How Healthy Is Our Game?
Amid recent reports that golf is losing players, facilities and equipment sales, we commissioned some fresh research. The prognosis is not all bad, but there's still work to be done

The overall golf economy--including equipment sales and golf tourism--has never been larger.
Hank Haney is most famous for his prominent role as Tiger Woods' teacher, but long before he started working with the world's No. 1 player -- and charging $500 for an hour lesson -- Haney was a shrewd golf businessman.
Starting with a ranch he bought from World War II hero Audie Murphy in 1991, Haney expanded that McKinney, Tex., range into seven practice facilities and three golf courses across the state.
Seventeen years later, despite a struggling economy, the most famous athlete in the world is a professional golfer (and a $100 million Nike Golf endorsee), PGA Tour purses are at all-time highs, the largest equipment manufacturers are reporting record sales, and industry groups are noting that the overall golf "economy" -- including equipment sales, golf tourism and golf course real-estate development -- has never been larger.

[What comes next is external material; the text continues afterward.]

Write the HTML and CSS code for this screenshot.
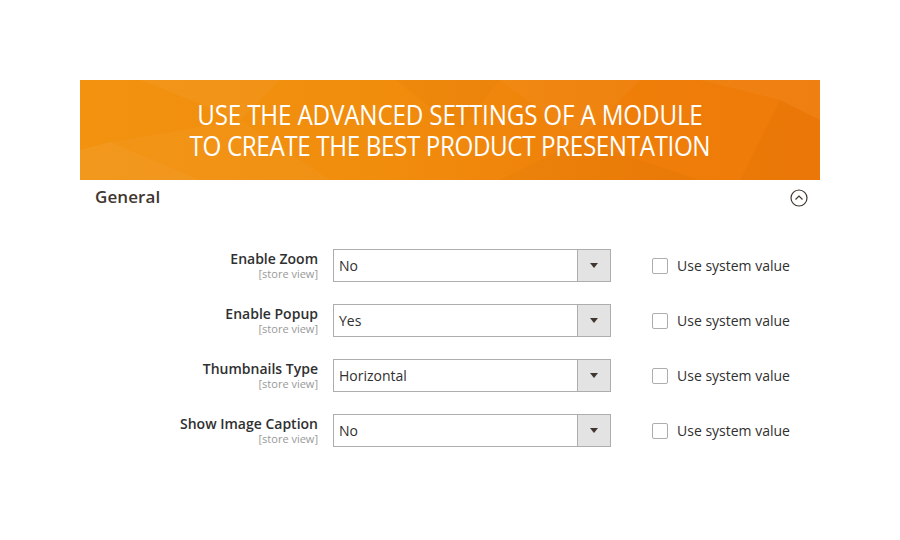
FILE: index.html
```html
<!DOCTYPE html>
<html>
<head>
<meta charset="utf-8">
<link rel="stylesheet" href="styles.css">
</head>
<body>
<div class="page">
  <div class="banner">
    <svg class="facets" width="740" height="100" viewBox="0 0 740 100" preserveAspectRatio="none">
      <polygon points="0,70 30,62 120,100 0,100" fill="#ffffff" opacity="0.06"/>
      <polygon points="30,62 160,40 250,100 120,100" fill="#ffffff" opacity="0.03"/>
      <polygon points="60,0 200,0 160,40" fill="#ffffff" opacity="0.04"/>
      <polygon points="420,0 560,0 500,60" fill="#ffffff" opacity="0.03"/>
      <polygon points="500,60 620,100 420,100" fill="#000000" opacity="0.02"/>
      <polygon points="620,0 740,0 740,40 700,20" fill="#ffffff" opacity="0.04"/>
      <polygon points="700,20 740,40 740,100 660,100" fill="#000000" opacity="0.02"/>
      <polygon points="315,0 420,0 380,50" fill="#000000" opacity="0.015"/>
    </svg>
    <div class="banner-text">
      <div class="line">USE THE ADVANCED SETTINGS OF A MODULE</div>
      <div class="line line2">TO CREATE THE BEST PRODUCT PRESENTATION</div>
    </div>
  </div>
  <div class="section-head">
    <span class="section-title">General</span>
    <svg class="collapse" width="18" height="18" viewBox="0 0 18 18">
      <circle cx="9" cy="9" r="8" fill="none" stroke="#41362f" stroke-width="1.2"/>
      <path d="M5.5 10.5 L9 7 L12.5 10.5" fill="none" stroke="#41362f" stroke-width="1.2"/>
    </svg>
  </div>
  <div class="form">
    <div class="row">
      <div class="label"><div class="name">Enable Zoom</div><div class="scope">[store view]</div></div>
      <div class="select"><span class="value">No</span><span class="btn"><span class="arrow"></span></span></div>
      <div class="sys"><span class="box"></span><span class="sys-label">Use system value</span></div>
    </div>
    <div class="row">
      <div class="label"><div class="name">Enable Popup</div><div class="scope">[store view]</div></div>
      <div class="select"><span class="value">Yes</span><span class="btn"><span class="arrow"></span></span></div>
      <div class="sys"><span class="box"></span><span class="sys-label">Use system value</span></div>
    </div>
    <div class="row">
      <div class="label"><div class="name">Thumbnails Type</div><div class="scope">[store view]</div></div>
      <div class="select"><span class="value">Horizontal</span><span class="btn"><span class="arrow"></span></span></div>
      <div class="sys"><span class="box"></span><span class="sys-label">Use system value</span></div>
    </div>
    <div class="row">
      <div class="label"><div class="name">Show Image Caption</div><div class="scope">[store view]</div></div>
      <div class="select"><span class="value">No</span><span class="btn"><span class="arrow"></span></span></div>
      <div class="sys"><span class="box"></span><span class="sys-label">Use system value</span></div>
    </div>
  </div>
</div>
</body>
</html>
```

FILE: styles.css
```css
* { box-sizing: border-box; }
html, body { margin: 0; padding: 0; background: #ffffff; }
body {
  font-family: "Open Sans", "Noto Sans", sans-serif;
  color: #303030;
  width: 900px;
  height: 540px;
  overflow: hidden;
}
.page {
  width: 740px;
  margin: 80px 0 0 80px;
}
.banner {
  position: relative;
  height: 100px;
  background: linear-gradient(90deg, #f2920f 0%, #f18d0d 40%, #ef7e09 75%, #ef7a08 100%);
  display: flex;
  align-items: center;
  justify-content: center;
  overflow: hidden;
}
.facets {
  position: absolute;
  left: 0;
  top: 0;
}
.banner-text {
  position: relative;
  color: #ffffff;
  font-family: "Open Sans", sans-serif;
  font-size: 28px;
  line-height: 31px;
  text-align: center;
  transform: scaleX(0.865);
  margin-top: -1px;
  letter-spacing: -0.2px;
}
.line { white-space: nowrap; }
.line2 { letter-spacing: -0.45px; }
.section-head {
  display: flex;
  align-items: center;
  justify-content: space-between;
  height: 34px;
  padding: 0 12px 0 15px;
}
.section-title {
  font-size: 17px;
  font-weight: 600;
  color: #41362f;
  letter-spacing: 0.1px;
  margin-top: -1px;
}
.collapse { display: block; margin-top: 2px; }
.form {
  padding-top: 35px;
  display: flex;
  flex-direction: column;
  gap: 22px;
}
.row {
  display: flex;
  align-items: flex-start;
}
.label {
  width: 238px;
  text-align: right;
}
.name {
  font-size: 14px;
  font-weight: 600;
  line-height: 19px;
  color: #303030;
}
.scope {
  font-size: 11px;
  line-height: 12px;
  color: #999999;
}
.select {
  margin-left: 15px;
  width: 278px;
  height: 33px;
  border: 1px solid #adadad;
  display: flex;
  align-items: center;
  background: #ffffff;
}
.value {
  flex: 1;
  padding-left: 5px;
  font-size: 14px;
  color: #303030;
}
.btn {
  width: 33px;
  height: 31px;
  background: #e3e3e3;
  border-left: 1px solid #adadad;
  display: flex;
  align-items: center;
  justify-content: center;
}
.arrow {
  width: 0;
  height: 0;
  border-left: 4px solid transparent;
  border-right: 4px solid transparent;
  border-top: 5px solid #41362f;
}
.sys {
  margin-left: 41px;
  height: 33px;
  display: flex;
  align-items: center;
}
.box {
  width: 16px;
  height: 16px;
  border: 1px solid #adadad;
  border-radius: 2px;
  background: #ffffff;
  margin-top: 1px;
}
.sys-label {
  margin-left: 9px;
  font-size: 14px;
  color: #303030;
}
```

But many people affiliated with the golf industry aren't celebrating. A series of studies shows that rounds played are flat or declining. Television ratings for PGA Tour events are only level. Traditional hot spots for vacation golf activity like Myrtle Beach and northern Michigan have seen a raft of course closures -- either from a lack of play or because of the tough business credit climate. Even Haney's flagship golf ranch became a more enticing business proposition as a real-estate play than it was as a driving range, and he sold to developers.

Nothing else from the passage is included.